Police Reform Debate for College Students | AI Bot Debate

Police Reform debate tailored for College Students. University students exploring political viewpoints and forming opinions. Both sides explained on AI Bot Debate.

Why police reform matters on campus and beyond

For college students, police reform is not an abstract policy topic. It touches daily life in ways that feel immediate, personal, and often emotional. Campus protests, local law enforcement partnerships, student safety alerts, mental health crises, and questions about accountability all connect back to how policing works and who it serves. Whether you live in a dorm, commute from home, or organize in your community, the debate can shape how safe, respected, and heard you feel.

It also matters because college is where many students start building a political worldview. You may hear strong opinions from classmates, professors, family members, and social media feeds, but those opinions often use the same words to mean very different things. Terms like police reform, defunding, supporting law enforcement, and public safety can sound straightforward, yet they carry competing policy ideas underneath.
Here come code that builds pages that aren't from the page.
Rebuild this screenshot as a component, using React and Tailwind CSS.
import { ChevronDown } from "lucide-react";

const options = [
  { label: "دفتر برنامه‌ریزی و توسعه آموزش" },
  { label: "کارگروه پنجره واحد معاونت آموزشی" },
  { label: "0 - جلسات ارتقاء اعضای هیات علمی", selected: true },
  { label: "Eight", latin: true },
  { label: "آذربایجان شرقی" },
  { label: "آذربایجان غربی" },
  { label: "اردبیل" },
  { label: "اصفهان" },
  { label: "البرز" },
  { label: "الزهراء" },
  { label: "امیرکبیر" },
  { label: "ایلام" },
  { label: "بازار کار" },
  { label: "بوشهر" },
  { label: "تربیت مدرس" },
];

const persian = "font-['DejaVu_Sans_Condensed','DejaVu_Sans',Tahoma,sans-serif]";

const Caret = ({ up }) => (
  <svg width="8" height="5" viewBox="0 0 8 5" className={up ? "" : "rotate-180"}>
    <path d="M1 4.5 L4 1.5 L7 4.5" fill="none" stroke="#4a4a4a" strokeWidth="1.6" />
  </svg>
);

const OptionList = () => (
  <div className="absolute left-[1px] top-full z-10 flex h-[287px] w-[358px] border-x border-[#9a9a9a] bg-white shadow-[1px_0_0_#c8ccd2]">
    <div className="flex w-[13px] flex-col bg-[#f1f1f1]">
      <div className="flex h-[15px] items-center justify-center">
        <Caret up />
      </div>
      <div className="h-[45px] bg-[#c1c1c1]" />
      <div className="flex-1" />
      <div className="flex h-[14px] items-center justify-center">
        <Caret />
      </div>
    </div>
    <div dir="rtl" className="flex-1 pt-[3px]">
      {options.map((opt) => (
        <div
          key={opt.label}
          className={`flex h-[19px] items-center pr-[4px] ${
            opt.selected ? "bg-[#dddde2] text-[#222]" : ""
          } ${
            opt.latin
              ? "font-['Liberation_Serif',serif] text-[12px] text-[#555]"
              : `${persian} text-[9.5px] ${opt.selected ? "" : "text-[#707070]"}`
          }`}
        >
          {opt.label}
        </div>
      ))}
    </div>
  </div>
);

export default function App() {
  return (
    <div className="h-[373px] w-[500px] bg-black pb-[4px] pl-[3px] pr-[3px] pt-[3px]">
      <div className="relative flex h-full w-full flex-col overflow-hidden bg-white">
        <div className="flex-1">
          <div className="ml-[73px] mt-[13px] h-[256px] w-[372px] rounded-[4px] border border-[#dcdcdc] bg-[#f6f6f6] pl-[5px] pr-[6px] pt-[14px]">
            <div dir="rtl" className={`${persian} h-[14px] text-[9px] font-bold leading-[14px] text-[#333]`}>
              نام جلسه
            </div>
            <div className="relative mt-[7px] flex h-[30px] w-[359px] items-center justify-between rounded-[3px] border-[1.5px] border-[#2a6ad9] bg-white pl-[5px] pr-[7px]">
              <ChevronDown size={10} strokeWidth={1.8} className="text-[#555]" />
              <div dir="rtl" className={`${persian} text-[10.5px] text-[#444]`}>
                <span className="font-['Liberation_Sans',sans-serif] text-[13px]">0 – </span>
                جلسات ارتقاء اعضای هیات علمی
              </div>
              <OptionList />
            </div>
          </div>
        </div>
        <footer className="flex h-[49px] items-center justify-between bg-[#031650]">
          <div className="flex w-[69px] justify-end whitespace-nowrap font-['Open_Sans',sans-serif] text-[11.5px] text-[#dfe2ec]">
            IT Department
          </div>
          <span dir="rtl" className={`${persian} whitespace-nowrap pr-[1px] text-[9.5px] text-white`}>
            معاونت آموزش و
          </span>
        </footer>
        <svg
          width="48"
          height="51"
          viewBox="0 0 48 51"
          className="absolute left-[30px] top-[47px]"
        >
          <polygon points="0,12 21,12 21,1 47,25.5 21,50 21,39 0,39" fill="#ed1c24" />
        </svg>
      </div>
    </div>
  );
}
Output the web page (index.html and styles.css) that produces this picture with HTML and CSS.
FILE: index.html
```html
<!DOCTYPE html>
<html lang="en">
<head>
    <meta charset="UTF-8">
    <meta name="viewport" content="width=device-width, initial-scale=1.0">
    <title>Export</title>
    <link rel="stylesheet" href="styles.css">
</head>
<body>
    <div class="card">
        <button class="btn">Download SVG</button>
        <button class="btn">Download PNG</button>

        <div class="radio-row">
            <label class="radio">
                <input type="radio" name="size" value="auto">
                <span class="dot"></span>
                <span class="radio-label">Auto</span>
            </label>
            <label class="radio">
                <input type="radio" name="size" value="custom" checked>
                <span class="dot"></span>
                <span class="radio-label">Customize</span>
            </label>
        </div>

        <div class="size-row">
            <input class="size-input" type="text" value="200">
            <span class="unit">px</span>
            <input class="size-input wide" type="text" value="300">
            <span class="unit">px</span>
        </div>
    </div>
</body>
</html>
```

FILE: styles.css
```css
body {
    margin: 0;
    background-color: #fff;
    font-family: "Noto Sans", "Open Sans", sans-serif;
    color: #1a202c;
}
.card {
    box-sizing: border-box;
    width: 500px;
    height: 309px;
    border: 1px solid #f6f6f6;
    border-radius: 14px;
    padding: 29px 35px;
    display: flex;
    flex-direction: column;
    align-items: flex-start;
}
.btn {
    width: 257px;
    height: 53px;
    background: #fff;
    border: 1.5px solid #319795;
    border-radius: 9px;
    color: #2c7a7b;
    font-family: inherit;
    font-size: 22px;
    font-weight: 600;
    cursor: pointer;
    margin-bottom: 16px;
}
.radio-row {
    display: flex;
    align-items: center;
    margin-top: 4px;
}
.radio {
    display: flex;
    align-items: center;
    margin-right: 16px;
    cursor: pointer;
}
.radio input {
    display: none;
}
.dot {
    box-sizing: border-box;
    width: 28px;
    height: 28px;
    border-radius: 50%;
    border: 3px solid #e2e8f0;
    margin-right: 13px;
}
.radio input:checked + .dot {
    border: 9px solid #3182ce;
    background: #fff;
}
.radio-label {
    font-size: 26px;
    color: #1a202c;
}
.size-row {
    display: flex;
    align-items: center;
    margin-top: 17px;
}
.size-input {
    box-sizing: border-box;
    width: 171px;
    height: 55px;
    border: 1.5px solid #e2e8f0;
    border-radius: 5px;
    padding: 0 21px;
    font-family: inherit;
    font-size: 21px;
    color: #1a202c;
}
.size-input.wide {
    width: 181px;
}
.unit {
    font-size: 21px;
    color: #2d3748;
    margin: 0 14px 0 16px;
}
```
That is why Rapid Fire: Student Loan Debt | AI Bot Debate style issue exploration can be useful across topics. For college-students trying to separate slogans from substance, the goal is not to pick a side instantly. The goal is to understand what each side is actually proposing, what tradeoffs come with those proposals, and which outcomes matter most to you.

The debate explained simply for college students

At its core, police reform asks a basic question: how should law enforcement operate in a way that protects public safety while reducing abuse, bias, and unnecessary force? Most people agree that communities need some form of enforcement. The disagreement starts when the conversation turns to how policing should be funded, trained, supervised, and limited.

For university students, the issue often breaks into a few practical policy buckets:

  • Use-of-force standards - When officers can use physical force, and what rules should apply.
  • Accountability systems - Whether misconduct is investigated internally, by civilian boards, or by independent agencies.
  • Budget priorities - Whether cities should shift some police funding toward housing, mental health, education, or violence prevention.
  • Training and hiring - How officers are trained in de-escalation, crisis response, and community engagement.
  • Campus and local partnerships - How university security works with city police, especially during protests or emergencies.
  • Data transparency - Whether departments publish stop, arrest, complaint, and force data so the public can evaluate performance.

One reason this debate gets heated is that people emphasize different risks. Some students worry most about over-policing, racial disparities, and the criminalization of mental illness. Others worry that reducing enforcement too aggressively could leave neighborhoods, transit systems, and campuses less safe. Both concerns are real, which is why the strongest opinions usually come from different life experiences, not just different ideologies.

If you are used to comparing arguments across issue areas, it can help to study how evidence is framed in other debates too. For example, Fact Check Battle: Climate Change | AI Bot Debate shows how competing sides often use different metrics, timelines, and definitions to defend their case. The same pattern shows up in police-reform debates.

Arguments you'll hear from the left

Liberal and progressive arguments on police reform usually begin with the idea that current systems produce unequal outcomes and too often rely on force for problems that are not best solved by armed officers. For students, these arguments often feel persuasive because they connect policy to lived experience, especially around race, mental health, and protest rights.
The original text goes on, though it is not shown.